6
votes

If I search a word in a SOLR index I get a document count for documents which contain this word, but if the word is included more times in a document, the total count is still 1 per document.

I need every returned document is counted for the number of times they have the searched word in the field.

I read Word frequency in Solr and SOLR term frequency and I enabled the Term Vector Component, but it does not work.

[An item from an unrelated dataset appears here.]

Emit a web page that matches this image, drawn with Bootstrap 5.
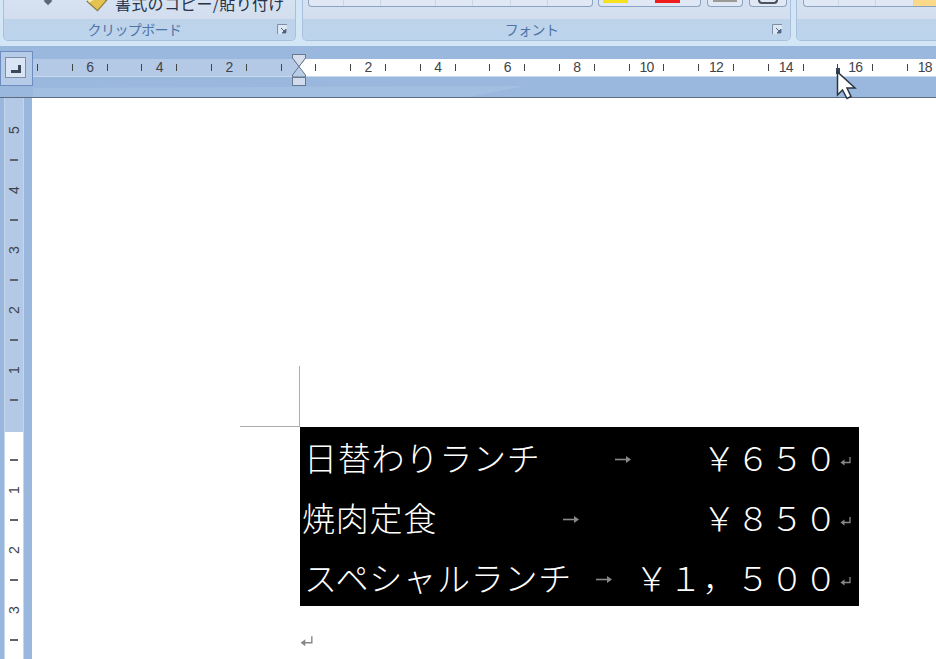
<!DOCTYPE html>
<html lang="ja">
<head>
<meta charset="utf-8">
<title>Word</title>
<link href="https://cdn.jsdelivr.net/npm/bootstrap@5.3.0/dist/css/bootstrap.min.css" rel="stylesheet">
<style>
html,body{height:100%;margin:0}
body{overflow:hidden;background:#fff;font-family:"Noto Sans CJK JP","Liberation Sans",sans-serif}
.app{width:936px;height:659px;position:relative;overflow:hidden}
.ribbon{height:46px;background:#d3e6f5;padding:0 0 0 3px;gap:6px;overflow:hidden}
.rgroup{height:41px;border:1px solid #a9c0dc;border-top:0;border-radius:0 0 5px 5px;flex:none;overflow:hidden;background:#bcd3ea}
.rg1{width:293px}.rg2{width:489px;margin-right:-1px}.rg3{width:150px}
.rtop{height:19px;background:linear-gradient(#d6e2f1,#d2deee);flex:none}
.rlabel{height:21px;color:#4f74a8;font-size:14px;letter-spacing:-.6px;line-height:21px;padding-right:7px;background:linear-gradient(#bdd3ea,#bcd4ec)}
.rlabel-text{flex:1;text-align:center;margin-right:12px}
.launcher{flex:none;margin-top:5px}
.pastetext{font-size:16px;letter-spacing:.3px;line-height:20px;color:#26334b;margin:-7px 0 0 5px;white-space:nowrap}
.diamond{margin-left:41px;width:6px;height:6px;background:#5e6673;transform:rotate(45deg);margin-top:-2px;flex:none}
.brush{margin-left:34px;flex:none;margin-top:-9px}
.tb{height:7px;border:1px solid #8ca3c0;border-top:0;border-radius:0 0 4px 4px;background:#dfe8f4;flex:none;overflow:hidden}
.tb1{width:285px;margin-left:5px}
.tbcell{border-right:1px solid #c9d6e6;height:100%;flex:none}
.swatch{height:3px;flex:none}
.sw-y{width:25px;margin-left:4px;background:#f6e21c}
.sw-r{width:25px;margin-left:27px;background:#ee1c1c}
.tb2{width:103px;margin-left:5px}
.tb3{width:36px;margin-left:6px}
.tb4{width:38px;margin-left:6px}
.tb5{margin-left:6px;width:140px}
.org{flex:1;background:#fbd98a}
.minibar{width:24px;height:2px;background:#9c9a96;margin:0 auto}
.arc{width:20px;height:4px;border:2px solid #4e525a;border-top:0;border-radius:0 0 9px 9px;margin:0 auto}
.rbar{height:52px;background:#9ab8dd;position:relative;border-bottom:1px solid #5c6b80}
.corner{width:33px;height:35px;margin-top:5px;background:#b5cbe8;border:1px solid #6c8dbd;flex:none;padding:5px 0 0 4px}
.cornerbtn{width:21px;height:21px;background:#d9e5f4;border:1px solid #7f8ea3;padding:4px}
.strip{height:18px;margin-top:13px;flex:1;padding-left:4px;overflow:hidden;border-bottom:1px solid #c8d9ee;background:linear-gradient(90deg,#b4c9e6 267px,#fff 267px);color:#3f444c;font:14px/17px "Liberation Sans",sans-serif;letter-spacing:-.8px}
.hc{width:34.8px;flex:none}
.hc::before{content:"";width:1px;height:7px;background:#444;flex:none;align-self:center}
.hcn{flex:1;text-align:center}
.overlay{position:absolute;left:0;top:0;pointer-events:none}
.side{width:32px;height:561px;background:#9ab8dd;flex:none;padding-left:4px}
.vrule{width:20px;height:100%;padding-top:17px;background:linear-gradient(#b4c9e6 334px,#fff 334px);border-left:1px solid #c4d6ec;border-right:1px solid #c4d6ec;color:#3f444c;font:14px/1 "Liberation Sans",sans-serif}
.vc{height:30px}
.vnum{transform:rotate(-90deg)}
.vtick{width:8px;height:2px;background:#5f646c}
.docpage{flex:1;background:#fff}
.crop{width:60px;height:61px;margin:268px 0 0 208px;border-right:1px solid #ababab;border-bottom:1px solid #ababab}
.blk{width:559px;height:179px;margin-left:268px;background:#000;color:#fff;font-weight:300;font-size:33px;letter-spacing:.8px;line-height:1}
.blkrow{height:59.67px;padding:2px 8px 0 4px;white-space:nowrap}
.r2{padding-left:2px}
.a1,.a2,.a3{margin-top:4px}
.a1{margin-left:74px}.a2{margin-left:126px}.a3{margin-left:24px}
.ret{margin-left:2px;flex:none;margin-top:8px}
.endmark{margin:29px 0 0 268px;display:block}
</style>
</head>
<body>
<div class="app">
  <div class="ribbon d-flex">
    <div class="rgroup rg1 d-flex flex-column">
      <div class="rtop d-flex">
        <div class="diamond"></div>
        <svg class="brush" width="25" height="21" viewBox="0 0 22 18"><path d="M2 9 L12 3 L19 8 L11 17 Z" fill="#e5c34e" stroke="#8a7a44"/><path d="M3 9 L12 4" stroke="#fff6c0" stroke-width="2"/><path d="M12 3l5-1 3 3-2 3z" fill="#cfd3da" stroke="#7a7f88" stroke-width=".6"/></svg>
        <div class="pastetext">書式のコピー/貼り付け</div>
      </div>
      <div class="rlabel d-flex"><span class="rlabel-text">クリップボード</span>
        <svg class="launcher" width="11" height="11" viewBox="0 0 11 11"><path d="M.5 10V.5H10" fill="none" stroke="#7d8ea6"/><rect x="1" y="1" width="9" height="9" fill="#dbe6f3"/><path d="M4 4l5 5M9 5v4H5z" fill="#4f6685" stroke="#4f6685"/></svg>
      </div>
    </div>
    <div class="rgroup rg2 d-flex flex-column">
      <div class="rtop d-flex">
        <div class="tb tb1 d-flex"><div class="tbcell" style="width:35px"></div><div class="tbcell" style="width:37px"></div><div class="tbcell" style="width:55px"></div><div class="tbcell" style="width:37px"></div><div class="tbcell" style="width:38px"></div><div class="tbcell" style="width:37px"></div></div>
        <div class="tb tb2 d-flex"><div class="swatch sw-y"></div><div class="swatch sw-r"></div></div>
        <div class="tb tb3"><div class="minibar"></div></div>
        <div class="tb tb4"><div class="arc"></div></div>
      </div>
      <div class="rlabel d-flex"><span class="rlabel-text">フォント</span>
        <svg class="launcher" width="11" height="11" viewBox="0 0 11 11"><path d="M.5 10V.5H10" fill="none" stroke="#7d8ea6"/><rect x="1" y="1" width="9" height="9" fill="#dbe6f3"/><path d="M4 4l5 5M9 5v4H5z" fill="#4f6685" stroke="#4f6685"/></svg>
      </div>
    </div>
    <div class="rgroup rg3 d-flex flex-column">
      <div class="rtop d-flex">
        <div class="tb tb5 d-flex"><div class="tbcell" style="width:35px"></div><div class="tbcell" style="width:37px"></div><div class="tbcell" style="width:38px"></div><div class="org"></div></div>
      </div>
      <div class="rlabel"></div>
    </div>
  </div>

  <div class="rbar d-flex">
    <div class="corner"><div class="cornerbtn"><svg class="d-block" width="11" height="11" viewBox="0 0 11 11"><path d="M1 9.5H9.5V3" fill="none" stroke="#3b4656" stroke-width="3"/></svg></div></div>
    <div class="strip d-flex">
      <div class="hc d-flex"></div><div class="hc d-flex"><span class="hcn">6</span></div>
      <div class="hc d-flex"></div><div class="hc d-flex"><span class="hcn">4</span></div>
      <div class="hc d-flex"></div><div class="hc d-flex"><span class="hcn">2</span></div>
      <div class="hc d-flex"></div><div class="hc d-flex"></div>
      <div class="hc d-flex"></div><div class="hc d-flex"><span class="hcn">2</span></div>
      <div class="hc d-flex"></div><div class="hc d-flex"><span class="hcn">4</span></div>
      <div class="hc d-flex"></div><div class="hc d-flex"><span class="hcn">6</span></div>
      <div class="hc d-flex"></div><div class="hc d-flex"><span class="hcn">8</span></div>
      <div class="hc d-flex"></div><div class="hc d-flex"><span class="hcn">10</span></div>
      <div class="hc d-flex"></div><div class="hc d-flex"><span class="hcn">12</span></div>
      <div class="hc d-flex"></div><div class="hc d-flex"><span class="hcn">14</span></div>
      <div class="hc d-flex"></div><div class="hc d-flex"><span class="hcn">16</span></div>
      <div class="hc d-flex"></div><div class="hc d-flex"><span class="hcn">18</span></div>
    </div>
  </div>

  <div class="d-flex">
    <div class="side">
      <div class="vrule d-flex flex-column">
        <div class="vc d-flex align-items-center justify-content-center"><span class="vnum">5</span></div>
        <div class="vc d-flex align-items-center justify-content-center"><span class="vtick"></span></div>
        <div class="vc d-flex align-items-center justify-content-center"><span class="vnum">4</span></div>
        <div class="vc d-flex align-items-center justify-content-center"><span class="vtick"></span></div>
        <div class="vc d-flex align-items-center justify-content-center"><span class="vnum">3</span></div>
        <div class="vc d-flex align-items-center justify-content-center"><span class="vtick"></span></div>
        <div class="vc d-flex align-items-center justify-content-center"><span class="vnum">2</span></div>
        <div class="vc d-flex align-items-center justify-content-center"><span class="vtick"></span></div>
        <div class="vc d-flex align-items-center justify-content-center"><span class="vnum">1</span></div>
        <div class="vc d-flex align-items-center justify-content-center"><span class="vtick"></span></div>
        <div class="vc"></div>
        <div class="vc d-flex align-items-center justify-content-center"><span class="vtick"></span></div>
        <div class="vc d-flex align-items-center justify-content-center"><span class="vnum">1</span></div>
        <div class="vc d-flex align-items-center justify-content-center"><span class="vtick"></span></div>
        <div class="vc d-flex align-items-center justify-content-center"><span class="vnum">2</span></div>
        <div class="vc d-flex align-items-center justify-content-center"><span class="vtick"></span></div>
        <div class="vc d-flex align-items-center justify-content-center"><span class="vnum">3</span></div>
        <div class="vc d-flex align-items-center justify-content-center"><span class="vtick"></span></div>
      </div>
    </div>
    <div class="docpage">
      <div class="crop"></div>
      <div class="blk">
        <div class="blkrow d-flex align-items-center">
          <span>日替わりランチ</span>
          <svg class="a1" width="17" height="9" viewBox="0 0 17 9"><path d="M0 4.5H12" stroke="#888" stroke-width="1.6"/><path d="M11 1l5 3.5-5 3.5z" fill="#888"/></svg>
          <span class="ms-auto">￥６５０</span>
          <svg class="ret" width="11" height="11" viewBox="0 0 11 11"><path d="M10 1v5.5H2" fill="none" stroke="#888" stroke-width="1.3"/><path d="M4.5 3.5L.5 6.5l4 3z" fill="#888"/></svg>
        </div>
        <div class="blkrow r2 d-flex align-items-center">
          <span>焼肉定食</span>
          <svg class="a2" width="17" height="9" viewBox="0 0 17 9"><path d="M0 4.5H12" stroke="#888" stroke-width="1.6"/><path d="M11 1l5 3.5-5 3.5z" fill="#888"/></svg>
          <span class="ms-auto">￥８５０</span>
          <svg class="ret" width="11" height="11" viewBox="0 0 11 11"><path d="M10 1v5.5H2" fill="none" stroke="#888" stroke-width="1.3"/><path d="M4.5 3.5L.5 6.5l4 3z" fill="#888"/></svg>
        </div>
        <div class="blkrow d-flex align-items-center">
          <span>スペシャルランチ</span>
          <svg class="a3" width="17" height="9" viewBox="0 0 17 9"><path d="M0 4.5H12" stroke="#888" stroke-width="1.6"/><path d="M11 1l5 3.5-5 3.5z" fill="#888"/></svg>
          <span class="ms-auto">￥１，５００</span>
          <svg class="ret" width="11" height="11" viewBox="0 0 11 11"><path d="M10 1v5.5H2" fill="none" stroke="#888" stroke-width="1.3"/><path d="M4.5 3.5L.5 6.5l4 3z" fill="#888"/></svg>
        </div>
      </div>
      <svg class="endmark" width="13" height="13" viewBox="0 0 11 11"><path d="M10 1v5.5H2" fill="none" stroke="#888" stroke-width="1.2"/><path d="M4.5 3.5L.5 6.5l4 3z" fill="#888"/></svg>
    </div>
  </div>

  <svg class="overlay" width="936" height="110" viewBox="0 0 936 110">
    <path d="M33 88 L525 86 L470 97 L33 97 Z" fill="#a8c2e3" opacity=".6"/>
    <path d="M292.5 54.5H305.5V58L299 66.5L305.5 75V77H292.5V75L299 66.5L292.5 58Z" fill="#b9cce6" stroke="#67788f"/>
    <path d="M292.5 54.5H305.5V58L299 66.5L292.5 58Z" fill="#d5deea" stroke="#67788f"/>
    <rect x="292.5" y="77.5" width="13" height="8" fill="#d0dced" stroke="#67788f"/>
    <rect x="836" y="68" width="4" height="6" fill="#39475c"/>
    <path d="M837.5 72 V95 L842.5 90 L847 98.5 L851 96.5 L847 88 L855 88 Z" fill="#fff" stroke="#2b3442" stroke-width="1.5"/>
  </svg>
</div>
<script src="https://cdn.jsdelivr.net/npm/bootstrap@5.3.0/dist/js/bootstrap.bundle.min.js"></script>
</body>
</html>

I configured my field in this way:

<field name="text_text" type="textgen" indexed="true" stored="true" termVectors="true" termPositions="true" termOffsets="true" />

But if I make the following query:

http://localhost:8888/solr/sources/select?q=text_text%3A%22Peter+Pan%22&fl=text_text&wt=json&indent=true&tv.tf

I don't have any count:

{
  "responseHeader":{
    "status":0,
    "QTime":1,
    "params":{
      "fl":"text_text",
      "tv.tf":"",
      "indent":"true",
      "q":"text_text:\"Peter Pan\"",
      "wt":"json"}},
  "response":{"numFound":12,"start":0,"docs":[
      {
        "text_text":"Text of the document"},
      {
        "text_text":"Text of the document"},
      {
        "text_text":"Text of the document"},
      {
        "text_text":"Text of the document"},
      {
        "text_text":"Text of the document"},
      {
        "text_text":"Text of the document"},
      {
        "text_text":"Text of the document"},
      {
        "text_text":"Text of the document"}]
  }}

I see a "numFound" value of 12, but the word "Peter Pan" is included 20 times in all 12 documents.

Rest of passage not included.